Two issues that were to haunt the Aboriginal debate in the Northern Territory from the 1950s to the 1990s were
the development of a separate Aboriginal identity, supplementing tribal and regional self-conceptions, and a fear of
Communist influence. These manifestations are clearly observable in the official response to the emergence of the
AHPA. The methods used to handle them stayed remarkably constant for the next 30 years. Attempts were made
to incorporate potential leaders and critics and if that did not work they were distanced. In 1955 Babe became the
first Aborigine employed as a welfare officer in the old Welfare Branch in Darwin.

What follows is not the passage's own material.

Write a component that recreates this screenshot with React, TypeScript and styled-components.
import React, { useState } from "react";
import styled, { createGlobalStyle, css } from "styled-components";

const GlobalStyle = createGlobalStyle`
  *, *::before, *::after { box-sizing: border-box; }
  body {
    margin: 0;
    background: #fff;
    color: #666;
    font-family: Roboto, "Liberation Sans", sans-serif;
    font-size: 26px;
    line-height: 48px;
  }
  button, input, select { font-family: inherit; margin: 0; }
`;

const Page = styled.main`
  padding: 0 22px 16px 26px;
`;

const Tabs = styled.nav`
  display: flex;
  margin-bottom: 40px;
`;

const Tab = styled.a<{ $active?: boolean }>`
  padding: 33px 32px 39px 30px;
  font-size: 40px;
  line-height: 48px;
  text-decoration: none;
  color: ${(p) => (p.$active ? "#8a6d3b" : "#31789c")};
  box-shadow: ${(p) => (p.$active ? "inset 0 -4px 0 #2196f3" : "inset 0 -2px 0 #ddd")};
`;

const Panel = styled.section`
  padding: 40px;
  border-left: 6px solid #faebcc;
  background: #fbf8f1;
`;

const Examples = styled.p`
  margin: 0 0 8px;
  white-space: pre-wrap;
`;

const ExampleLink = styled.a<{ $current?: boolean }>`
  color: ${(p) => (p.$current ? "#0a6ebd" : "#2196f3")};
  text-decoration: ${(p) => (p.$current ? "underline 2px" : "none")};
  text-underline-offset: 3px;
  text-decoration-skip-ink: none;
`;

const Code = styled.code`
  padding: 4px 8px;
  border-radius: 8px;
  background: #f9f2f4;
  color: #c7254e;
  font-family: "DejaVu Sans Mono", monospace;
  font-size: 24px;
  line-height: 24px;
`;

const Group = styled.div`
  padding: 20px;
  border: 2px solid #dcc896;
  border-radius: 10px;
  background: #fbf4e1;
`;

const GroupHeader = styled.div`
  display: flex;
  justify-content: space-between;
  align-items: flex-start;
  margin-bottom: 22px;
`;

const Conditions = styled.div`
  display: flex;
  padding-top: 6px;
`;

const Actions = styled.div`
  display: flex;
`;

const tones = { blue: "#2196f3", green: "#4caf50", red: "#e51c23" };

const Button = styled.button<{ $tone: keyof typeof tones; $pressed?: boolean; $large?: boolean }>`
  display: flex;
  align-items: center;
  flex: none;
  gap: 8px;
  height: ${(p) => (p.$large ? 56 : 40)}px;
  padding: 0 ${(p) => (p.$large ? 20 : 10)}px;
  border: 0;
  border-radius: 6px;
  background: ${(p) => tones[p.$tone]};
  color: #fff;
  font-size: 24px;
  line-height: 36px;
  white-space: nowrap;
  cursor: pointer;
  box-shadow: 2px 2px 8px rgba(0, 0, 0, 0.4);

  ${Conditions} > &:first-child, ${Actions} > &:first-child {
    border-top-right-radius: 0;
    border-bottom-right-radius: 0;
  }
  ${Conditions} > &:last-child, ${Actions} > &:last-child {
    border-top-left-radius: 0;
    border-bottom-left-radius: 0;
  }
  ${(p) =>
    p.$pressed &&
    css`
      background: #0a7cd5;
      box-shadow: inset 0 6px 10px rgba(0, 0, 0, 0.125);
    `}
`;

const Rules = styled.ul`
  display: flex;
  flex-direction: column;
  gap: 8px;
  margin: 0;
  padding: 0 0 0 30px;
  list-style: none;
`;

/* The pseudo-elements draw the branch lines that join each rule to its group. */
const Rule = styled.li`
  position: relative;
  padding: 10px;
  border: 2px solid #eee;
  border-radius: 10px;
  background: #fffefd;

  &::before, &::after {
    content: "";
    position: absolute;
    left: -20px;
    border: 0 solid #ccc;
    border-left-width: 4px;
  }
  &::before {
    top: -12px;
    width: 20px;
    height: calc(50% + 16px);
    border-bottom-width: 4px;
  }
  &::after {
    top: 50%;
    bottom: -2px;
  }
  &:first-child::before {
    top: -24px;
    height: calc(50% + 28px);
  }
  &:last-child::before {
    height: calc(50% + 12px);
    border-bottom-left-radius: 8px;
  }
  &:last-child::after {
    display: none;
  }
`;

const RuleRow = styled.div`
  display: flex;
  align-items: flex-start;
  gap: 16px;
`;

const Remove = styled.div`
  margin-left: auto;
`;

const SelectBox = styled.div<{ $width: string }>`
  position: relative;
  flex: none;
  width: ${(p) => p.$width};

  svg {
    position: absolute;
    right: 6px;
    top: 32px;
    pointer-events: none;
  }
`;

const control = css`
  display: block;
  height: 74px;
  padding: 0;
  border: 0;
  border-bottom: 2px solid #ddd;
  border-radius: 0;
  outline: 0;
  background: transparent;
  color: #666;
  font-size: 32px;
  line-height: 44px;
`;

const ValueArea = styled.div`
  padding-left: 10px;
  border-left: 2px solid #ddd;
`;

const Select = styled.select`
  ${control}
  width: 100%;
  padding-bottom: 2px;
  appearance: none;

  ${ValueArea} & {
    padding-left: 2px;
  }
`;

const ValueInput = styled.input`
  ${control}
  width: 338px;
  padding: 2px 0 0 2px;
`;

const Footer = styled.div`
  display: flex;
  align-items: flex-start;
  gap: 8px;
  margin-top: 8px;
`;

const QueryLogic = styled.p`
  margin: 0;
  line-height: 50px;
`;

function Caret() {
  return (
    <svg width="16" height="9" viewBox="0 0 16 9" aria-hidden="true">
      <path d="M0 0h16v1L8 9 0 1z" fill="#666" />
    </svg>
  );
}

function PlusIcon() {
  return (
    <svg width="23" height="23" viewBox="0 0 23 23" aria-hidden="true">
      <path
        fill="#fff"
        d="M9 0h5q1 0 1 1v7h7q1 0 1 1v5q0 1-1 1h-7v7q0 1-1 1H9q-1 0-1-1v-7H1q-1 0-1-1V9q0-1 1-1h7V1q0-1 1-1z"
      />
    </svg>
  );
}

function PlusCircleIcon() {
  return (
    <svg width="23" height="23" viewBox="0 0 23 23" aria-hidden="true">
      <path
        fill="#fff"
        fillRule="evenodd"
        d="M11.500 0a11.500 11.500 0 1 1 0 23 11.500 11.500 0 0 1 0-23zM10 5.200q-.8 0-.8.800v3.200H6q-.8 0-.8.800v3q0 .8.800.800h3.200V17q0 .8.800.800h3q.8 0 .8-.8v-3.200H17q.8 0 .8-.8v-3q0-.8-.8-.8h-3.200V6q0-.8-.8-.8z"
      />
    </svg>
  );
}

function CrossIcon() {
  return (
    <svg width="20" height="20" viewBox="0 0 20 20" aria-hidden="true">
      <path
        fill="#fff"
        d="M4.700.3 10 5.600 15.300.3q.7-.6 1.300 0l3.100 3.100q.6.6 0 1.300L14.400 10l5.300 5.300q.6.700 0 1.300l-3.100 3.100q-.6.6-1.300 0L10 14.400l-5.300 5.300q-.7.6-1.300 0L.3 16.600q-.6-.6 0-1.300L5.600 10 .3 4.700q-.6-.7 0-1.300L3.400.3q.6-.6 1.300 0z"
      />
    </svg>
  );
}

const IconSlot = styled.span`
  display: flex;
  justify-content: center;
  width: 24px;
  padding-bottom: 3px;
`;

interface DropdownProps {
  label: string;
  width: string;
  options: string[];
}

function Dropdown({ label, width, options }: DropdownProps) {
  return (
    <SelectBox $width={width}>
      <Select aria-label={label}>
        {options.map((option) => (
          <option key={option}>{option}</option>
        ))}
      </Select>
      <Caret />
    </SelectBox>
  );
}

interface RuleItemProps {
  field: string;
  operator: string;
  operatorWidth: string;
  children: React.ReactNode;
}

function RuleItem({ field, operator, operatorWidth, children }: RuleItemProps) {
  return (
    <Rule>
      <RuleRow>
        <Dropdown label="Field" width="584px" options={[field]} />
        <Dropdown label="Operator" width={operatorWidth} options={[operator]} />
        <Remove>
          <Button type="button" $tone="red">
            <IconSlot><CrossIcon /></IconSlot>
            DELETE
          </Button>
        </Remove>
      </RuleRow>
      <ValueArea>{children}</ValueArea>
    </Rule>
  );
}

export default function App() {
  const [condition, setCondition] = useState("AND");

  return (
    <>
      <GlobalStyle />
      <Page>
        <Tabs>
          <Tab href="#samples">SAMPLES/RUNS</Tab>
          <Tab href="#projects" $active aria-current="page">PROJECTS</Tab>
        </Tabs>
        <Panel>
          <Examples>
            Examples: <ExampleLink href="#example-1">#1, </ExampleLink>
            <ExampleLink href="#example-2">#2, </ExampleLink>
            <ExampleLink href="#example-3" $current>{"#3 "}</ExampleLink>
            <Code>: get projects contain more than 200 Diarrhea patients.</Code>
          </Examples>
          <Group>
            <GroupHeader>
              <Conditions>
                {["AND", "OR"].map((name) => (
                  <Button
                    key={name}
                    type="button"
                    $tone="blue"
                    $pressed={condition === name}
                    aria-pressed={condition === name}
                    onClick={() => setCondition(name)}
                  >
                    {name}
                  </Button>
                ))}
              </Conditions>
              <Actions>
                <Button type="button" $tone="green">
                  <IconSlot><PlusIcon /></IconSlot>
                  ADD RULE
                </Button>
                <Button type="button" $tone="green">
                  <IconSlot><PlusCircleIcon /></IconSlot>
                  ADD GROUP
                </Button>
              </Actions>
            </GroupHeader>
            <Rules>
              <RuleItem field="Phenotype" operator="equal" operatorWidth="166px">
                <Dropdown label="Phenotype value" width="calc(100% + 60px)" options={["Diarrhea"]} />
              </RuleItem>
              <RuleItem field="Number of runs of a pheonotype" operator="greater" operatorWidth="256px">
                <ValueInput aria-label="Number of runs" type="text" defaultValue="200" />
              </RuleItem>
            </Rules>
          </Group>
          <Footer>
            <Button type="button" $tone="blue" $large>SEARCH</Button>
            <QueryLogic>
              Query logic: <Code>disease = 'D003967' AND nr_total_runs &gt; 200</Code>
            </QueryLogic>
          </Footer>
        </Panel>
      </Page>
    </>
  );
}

Babe’s work in the Branch included going on patrols from Maningrida to Port Keats, checking on conditions of
Aboriginal people living on stations, stock camps and tourist enterprises such as Allan Stewart’s Nourlangie; as well
he provided assistance in the Darwin area. In his last 10 years in the Branch he was its representative at funerals.

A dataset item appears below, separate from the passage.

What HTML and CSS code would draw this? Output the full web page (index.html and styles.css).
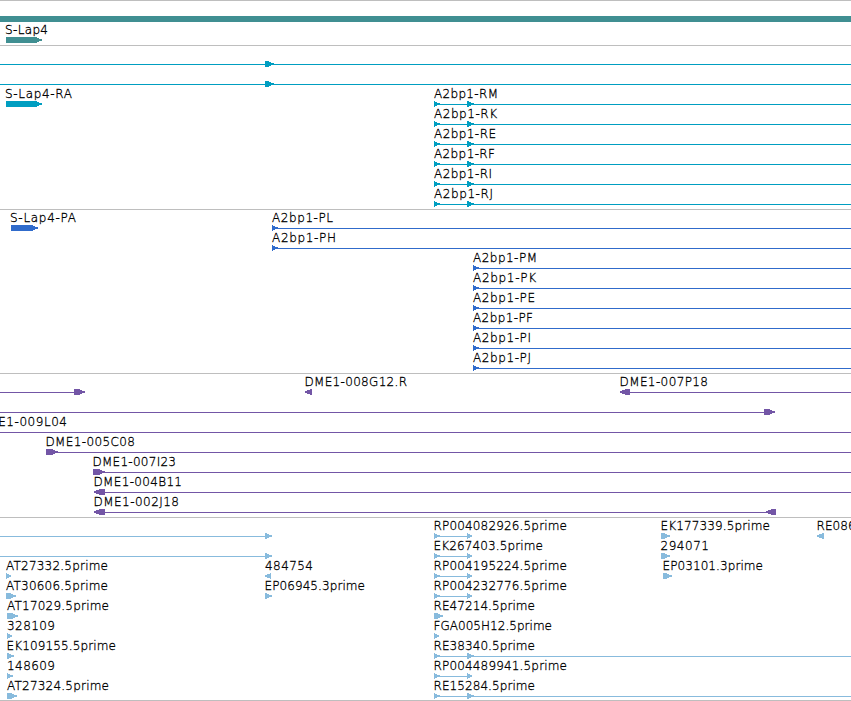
FILE: index.html
```html
<!DOCTYPE html>
<html lang="en">
  <head>
    <meta charset="utf-8">
    <title>A2bp1 region</title>
    <link rel="stylesheet" href="styles.css">
  </head>
  <body>
    <main class="browser">
      <section class="track span" id="span"></section>
      <section class="track mrna" id="mrna"></section>
      <section class="track cds" id="cds"></section>
      <section class="track bac" id="bac"></section>
      <section class="track est" id="est"></section>
    </main>
    <script src="tracks.js"></script>
  </body>
</html>
```
FILE: styles.css
```css
body {
  margin: 0;
  background: #fff;
}

.browser {
  width: 851px;
  height: 701px;
  overflow: hidden;
  border-bottom: 1px solid #bebebe;
  box-sizing: border-box;
}

.track {
  border-top: 1px solid #bebebe;
  padding: 1px 0;
}

.track svg {
  display: block;
  width: 100%;
  overflow: visible;
}

.track text {
  font-family: "DejaVu Sans", sans-serif;
  font-size: 12px;
  font-weight: 200;
  fill: #000;
  stroke: #000;
  stroke-width: 0.3px;
}

.track rect,
.track polygon {
  fill: currentColor;
  shape-rendering: crispEdges;
}

.span {
  color: #408f92;
  padding-bottom: 2px;
}

.mrna {
  color: #009ec1;
}

.cds {
  color: #306bcb;
}

.bac {
  color: #7356a6;
}

.est {
  color: #88bbdd;
  padding-bottom: 0;
}
```
FILE: tracks.js
```js
const WIDTH = 851;
const ROW = 20;

// label: [text, x, length], line: [from, to], arrows: [from, to], left: [from, to]
const tracks = {
  span: [
    [{ bar: [0, 851] }],
    [{ label: ['S-Lap4', 5, 43], arrows: [[6, 42]], shift: 1 }]
  ],
  mrna: [
    [{ line: [0, 851], arrows: [[265, 274]] }],
    [{ line: [0, 851], arrows: [[265, 274]] }],
    [
      { label: ['S-Lap4-RA', 5, 67], arrows: [[6, 42]] },
      { label: ['A2bp1-RM', 434, 64], line: [434, 851], arrows: [[434, 440], [467, 474]] }
    ],
    [{ label: ['A2bp1-RK', 434, 63], line: [434, 851], arrows: [[434, 440], [467, 474]] }],
    [{ label: ['A2bp1-RE', 434, 62], line: [434, 851], arrows: [[434, 440], [467, 474]] }],
    [{ label: ['A2bp1-RF', 434, 61], line: [434, 851], arrows: [[434, 440], [467, 474]] }],
    [{ label: ['A2bp1-RI', 434, 58], line: [434, 851], arrows: [[434, 440], [467, 474]] }],
    [{ label: ['A2bp1-RJ', 434, 59], line: [434, 851], arrows: [[434, 440], [467, 474]] }]
  ],
  cds: [
    [
      { label: ['S-Lap4-PA', 10, 66], arrows: [[11, 38]] },
      { label: ['A2bp1-PL', 272, 61], line: [272, 851], arrows: [[272, 278]] }
    ],
    [{ label: ['A2bp1-PH', 272, 64], line: [272, 851], arrows: [[272, 278]] }],
    [{ label: ['A2bp1-PM', 473, 64], line: [473, 851], arrows: [[473, 479]] }],
    [{ label: ['A2bp1-PK', 473, 63], line: [473, 851], arrows: [[473, 479]] }],
    [{ label: ['A2bp1-PE', 473, 62], line: [473, 851], arrows: [[473, 479]] }],
    [{ label: ['A2bp1-PF', 473, 60], line: [473, 851], arrows: [[473, 479]] }],
    [{ label: ['A2bp1-PI', 473, 58], line: [473, 851], arrows: [[473, 479]] }],
    [{ label: ['A2bp1-PJ', 473, 58], line: [473, 851], arrows: [[473, 479]] }]
  ],
  bac: [
    [
      { line: [0, 84], arrows: [[74, 85]] },
      { label: ['DME1-008G12.R', 304.5, 102.5], left: [[305, 312]] },
      { label: ['DME1-007P18', 619.5, 88.5], line: [620, 851], left: [[620, 630]] }
    ],
    [{ line: [0, 775], arrows: [[764, 775]] }],
    [{ label: ['DME1-009L04', -22.5, 89.5], line: [0, 851] }],
    [{ label: ['DME1-005C08', 45.5, 89.5], line: [46, 851], arrows: [[46, 58]] }],
    [{ label: ['DME1-007I23', 92.5, 83.5], line: [93, 851], arrows: [[93, 105]] }],
    [{ label: ['DME1-004B11', 93.5, 88.5], line: [94, 851], left: [[94, 105]] }],
    [{ label: ['DME1-002J18', 93.5, 85.5], line: [94, 776], left: [[94, 105], [766, 776]] }]
  ],
  est: [
    [
      { line: [0, 272], arrows: [[265, 272]] },
      { label: ['RP004082926.5prime', 433.5, 133.5], line: [434, 471], arrows: [[434, 440], [467, 472]] },
      { label: ['EK177339.5prime', 660.5, 109.5], arrows: [[661, 670]] },
      { label: ['RE08693.5prime', 816.5, 101.5], left: [[817, 824]] }
    ],
    [
      { line: [0, 272], arrows: [[265, 272]] },
      { label: ['EK267403.5prime', 433.5, 109.5], line: [434, 471], arrows: [[434, 440], [467, 472]] },
      { label: ['294071', 660.5, 48.5], arrows: [[661, 670]] }
    ],
    [
      { label: ['AT27332.5prime', 6, 102], arrows: [[6, 11]] },
      { label: ['484754', 265, 48], left: [[265, 271]] },
      { label: ['RP004195224.5prime', 433.5, 133.5], line: [434, 471], arrows: [[434, 440], [467, 472]] },
      { label: ['EP03101.3prime', 662.5, 100.5], arrows: [[663, 672]] }
    ],
    [
      { label: ['AT30606.5prime', 6, 102], arrows: [[6, 16]] },
      { label: ['EP06945.3prime', 264.5, 100.5], arrows: [[265, 272]] },
      { label: ['RP004232776.5prime', 433.5, 133.5], line: [434, 471], arrows: [[434, 440], [467, 472]] }
    ],
    [
      { label: ['AT17029.5prime', 7, 102], arrows: [[7, 18]] },
      { label: ['RE47214.5prime', 433.5, 101.5], arrows: [[434, 443]] }
    ],
    [
      { label: ['328109', 7, 48], arrows: [[7, 12]] },
      { label: ['FGA005H12.5prime', 433.5, 118.5], arrows: [[434, 439]] }
    ],
    [
      { label: ['EK109155.5prime', 6.5, 109.5], arrows: [[7, 14]] },
      { label: ['RE38340.5prime', 433.5, 101.5], line: [434, 851], arrows: [[434, 440], [467, 474]] }
    ],
    [
      { label: ['148609', 7, 48], arrows: [[7, 13]] },
      { label: ['RP004489941.5prime', 433.5, 133.5], line: [434, 471], arrows: [[434, 440], [467, 472]] }
    ],
    [
      { label: ['AT27324.5prime', 7, 102], arrows: [[7, 17]] },
      { label: ['RE15284.5prime', 433.5, 101.5], line: [434, 851], arrows: [[434, 440], [467, 474]] }
    ]
  ]
};

function arrow(from, to, y, left) {
  const head = Math.min(6, to - from);
  const points = left
    ? [[to, y], [to, y + 6], [from + head, y + 6], [from - 1, y + 3], [from + head, y]]
    : [[from, y], [to - head, y], [to + 1, y + 3], [to - head, y + 6], [from, y + 6]];
  return `<polygon points="${points.join(' ')}"/>`;
}

function feature(item, row) {
  const top = row * ROW + (item.shift || 0);
  let out = '';
  if (item.bar) {
    out += `<rect x="${item.bar[0]}" y="${top + 14}" width="${item.bar[1] - item.bar[0]}" height="6"/>`;
  }
  if (item.line) {
    out += `<rect x="${item.line[0]}" y="${top + 17}" width="${item.line[1] - item.line[0]}" height="1"/>`;
  }
  (item.arrows || []).forEach(([from, to]) => { out += arrow(from, to, top + 14, false); });
  (item.left || []).forEach(([from, to]) => { out += arrow(from, to, top + 14, true); });
  if (item.label) {
    const [text, x, length] = item.label;
    out += `<text x="${x}" y="${top + 11}" textLength="${length}">${text}</text>`;
  }
  return out;
}

Object.keys(tracks).forEach((name) => {
  const rows = tracks[name];
  const height = rows.length * ROW + 1;
  const body = rows.map((items, row) => items.map((item) => feature(item, row)).join('')).join('');
  document.getElementById(name).innerHTML =
    `<svg viewBox="0 0 ${WIDTH} ${height}" height="${height}">${body}</svg>`;
});
```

This role was undervalued by many newly arriving ‘professionals’ from the south, who failed to understand the
importance that Aboriginal people placed on this aspect of Babe’s work. It strengthened and extended his contact
with Aboriginal people from all over the Top End. He worked there until his retirement in 1975. During the land
rights struggle, apart from the direct help he could supply through his job in the Welfare Branch, Babe played a
role as elder statesman.
The practice of taking children of partial Aboriginal descent from their Aboriginal family began before the
turn of the century and continued well into the 1980s. By the 1960s the techniques had changed, no longer did
the local policeman just arrive in a camp and round up all the light coloured kids and take them away: fostering
or adoption programs and the Part Aboriginal Education Scheme were the main vehicles used to separate children
from their families. Babe, in his role as a welfare officer, worked to keep families together and to link or reunite
them after separation. His own family had first hand experience of this destructive practice. Nan’s mother had been
taken from her mother Minnie (Missy) who was from Roper River when she was young. Nan would have suffered
a similar fate but for Ada’s relationship with stockman John McLennan. Another way by which children were
removed from their Aboriginal community was through the actions of the non-Aboriginal parent. Nan’s brother
John Farrar had taken Dave to Brisbane and when he became sick Dave was left in a Salvation Army children’s
home. During the 1950’s Babe turned up at their house in Parap with Dave Farrar. Until then Nan had not realised
Dave was alive—he died in Darwin in 1961 from cancer.